Set task> Look through the data below. Pick out the lines holding the string "with".

Dataset records>
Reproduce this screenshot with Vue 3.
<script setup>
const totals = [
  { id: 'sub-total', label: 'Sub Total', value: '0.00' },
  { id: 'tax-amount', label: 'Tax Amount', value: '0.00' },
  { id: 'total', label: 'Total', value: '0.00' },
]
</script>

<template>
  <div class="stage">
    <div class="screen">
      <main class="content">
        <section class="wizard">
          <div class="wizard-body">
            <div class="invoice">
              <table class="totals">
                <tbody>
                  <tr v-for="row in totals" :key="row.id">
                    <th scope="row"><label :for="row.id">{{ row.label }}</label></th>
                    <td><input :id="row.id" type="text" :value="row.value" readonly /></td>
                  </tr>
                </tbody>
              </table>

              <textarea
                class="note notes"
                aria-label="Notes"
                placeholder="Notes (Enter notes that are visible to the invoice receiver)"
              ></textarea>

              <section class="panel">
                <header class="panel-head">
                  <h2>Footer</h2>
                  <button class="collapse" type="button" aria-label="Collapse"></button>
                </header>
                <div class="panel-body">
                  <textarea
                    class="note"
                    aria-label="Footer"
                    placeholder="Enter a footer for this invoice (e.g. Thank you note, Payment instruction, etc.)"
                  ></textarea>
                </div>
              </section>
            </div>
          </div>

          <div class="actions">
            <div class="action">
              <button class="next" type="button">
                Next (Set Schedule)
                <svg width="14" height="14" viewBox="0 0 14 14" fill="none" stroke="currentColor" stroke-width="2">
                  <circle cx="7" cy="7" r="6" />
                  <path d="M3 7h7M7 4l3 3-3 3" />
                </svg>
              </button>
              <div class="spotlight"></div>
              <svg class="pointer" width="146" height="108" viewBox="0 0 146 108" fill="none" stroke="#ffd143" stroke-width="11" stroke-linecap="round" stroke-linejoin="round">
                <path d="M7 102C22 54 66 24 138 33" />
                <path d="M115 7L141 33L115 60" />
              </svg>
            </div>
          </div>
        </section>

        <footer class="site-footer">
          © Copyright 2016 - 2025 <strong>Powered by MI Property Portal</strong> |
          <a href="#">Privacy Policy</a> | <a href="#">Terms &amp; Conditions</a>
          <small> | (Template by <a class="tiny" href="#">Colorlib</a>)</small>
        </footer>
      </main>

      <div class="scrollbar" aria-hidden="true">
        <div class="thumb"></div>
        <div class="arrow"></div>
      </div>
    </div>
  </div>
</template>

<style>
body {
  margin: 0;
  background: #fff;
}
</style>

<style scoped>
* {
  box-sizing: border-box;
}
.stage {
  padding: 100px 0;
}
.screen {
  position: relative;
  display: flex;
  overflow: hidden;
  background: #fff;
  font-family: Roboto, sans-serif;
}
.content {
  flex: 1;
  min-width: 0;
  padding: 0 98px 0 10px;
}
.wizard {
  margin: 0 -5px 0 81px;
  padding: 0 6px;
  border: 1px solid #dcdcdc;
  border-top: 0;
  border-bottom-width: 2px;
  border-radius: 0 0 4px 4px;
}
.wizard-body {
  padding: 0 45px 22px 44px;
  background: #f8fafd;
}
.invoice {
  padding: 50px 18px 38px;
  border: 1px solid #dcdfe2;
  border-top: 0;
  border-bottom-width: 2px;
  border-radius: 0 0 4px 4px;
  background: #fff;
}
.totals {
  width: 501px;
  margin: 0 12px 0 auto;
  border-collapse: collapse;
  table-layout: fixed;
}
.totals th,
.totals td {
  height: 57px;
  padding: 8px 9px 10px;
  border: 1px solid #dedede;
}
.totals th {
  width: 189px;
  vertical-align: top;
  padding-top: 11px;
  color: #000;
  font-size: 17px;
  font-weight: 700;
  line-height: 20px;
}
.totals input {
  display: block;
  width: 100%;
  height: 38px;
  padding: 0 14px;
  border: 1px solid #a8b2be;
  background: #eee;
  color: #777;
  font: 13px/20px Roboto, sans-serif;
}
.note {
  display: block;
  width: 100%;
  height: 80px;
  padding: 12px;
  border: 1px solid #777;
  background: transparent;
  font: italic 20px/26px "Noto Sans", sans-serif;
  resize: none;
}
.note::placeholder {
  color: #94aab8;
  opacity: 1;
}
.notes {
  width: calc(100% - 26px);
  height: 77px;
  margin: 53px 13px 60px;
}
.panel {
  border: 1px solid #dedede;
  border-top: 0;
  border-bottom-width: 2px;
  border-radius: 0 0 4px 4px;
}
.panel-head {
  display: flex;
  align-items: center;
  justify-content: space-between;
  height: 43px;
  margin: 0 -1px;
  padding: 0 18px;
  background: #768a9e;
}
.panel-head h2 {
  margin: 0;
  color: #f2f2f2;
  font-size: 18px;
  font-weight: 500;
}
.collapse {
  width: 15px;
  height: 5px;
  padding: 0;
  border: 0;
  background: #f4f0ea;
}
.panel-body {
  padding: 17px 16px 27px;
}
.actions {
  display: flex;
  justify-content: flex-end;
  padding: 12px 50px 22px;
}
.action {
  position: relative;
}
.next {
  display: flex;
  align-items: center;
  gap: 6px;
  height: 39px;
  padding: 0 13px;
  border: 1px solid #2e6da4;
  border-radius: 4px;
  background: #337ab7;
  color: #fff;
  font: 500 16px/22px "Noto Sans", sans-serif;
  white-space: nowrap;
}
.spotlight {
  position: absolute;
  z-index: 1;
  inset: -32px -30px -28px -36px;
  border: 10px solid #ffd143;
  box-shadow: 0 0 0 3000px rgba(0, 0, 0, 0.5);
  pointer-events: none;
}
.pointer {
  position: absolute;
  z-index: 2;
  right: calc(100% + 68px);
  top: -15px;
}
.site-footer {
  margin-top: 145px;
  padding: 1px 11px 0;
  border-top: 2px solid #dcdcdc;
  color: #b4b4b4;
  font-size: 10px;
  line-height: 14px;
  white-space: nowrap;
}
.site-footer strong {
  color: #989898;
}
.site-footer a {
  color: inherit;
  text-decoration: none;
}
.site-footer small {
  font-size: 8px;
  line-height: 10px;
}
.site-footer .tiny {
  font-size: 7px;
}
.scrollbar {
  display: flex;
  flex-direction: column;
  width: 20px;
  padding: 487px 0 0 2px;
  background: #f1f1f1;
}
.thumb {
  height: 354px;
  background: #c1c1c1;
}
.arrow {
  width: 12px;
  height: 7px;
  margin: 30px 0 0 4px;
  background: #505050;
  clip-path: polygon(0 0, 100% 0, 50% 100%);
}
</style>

---

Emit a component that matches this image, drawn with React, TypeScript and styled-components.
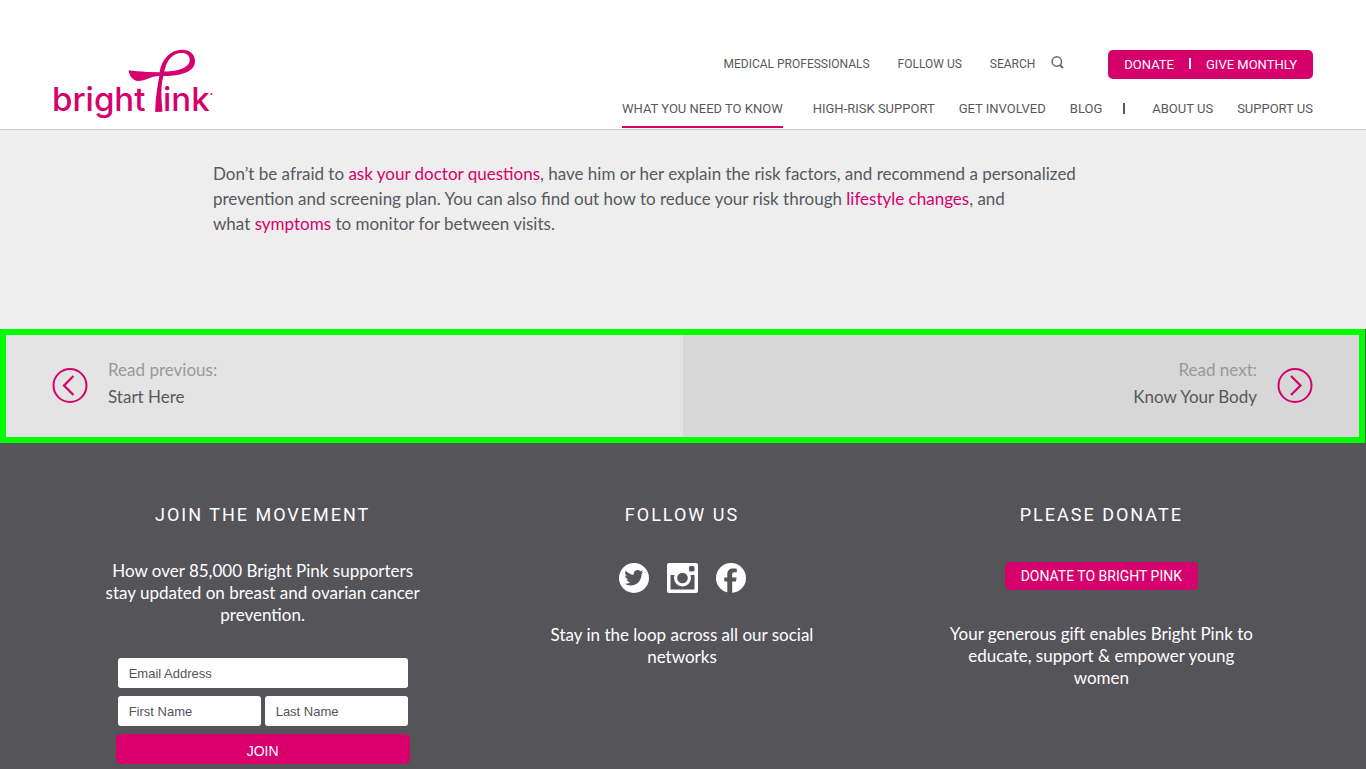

Finished task>
Reproduce this screenshot with Vue 3.
Emit a component that matches this image, drawn with React, TypeScript and styled-components.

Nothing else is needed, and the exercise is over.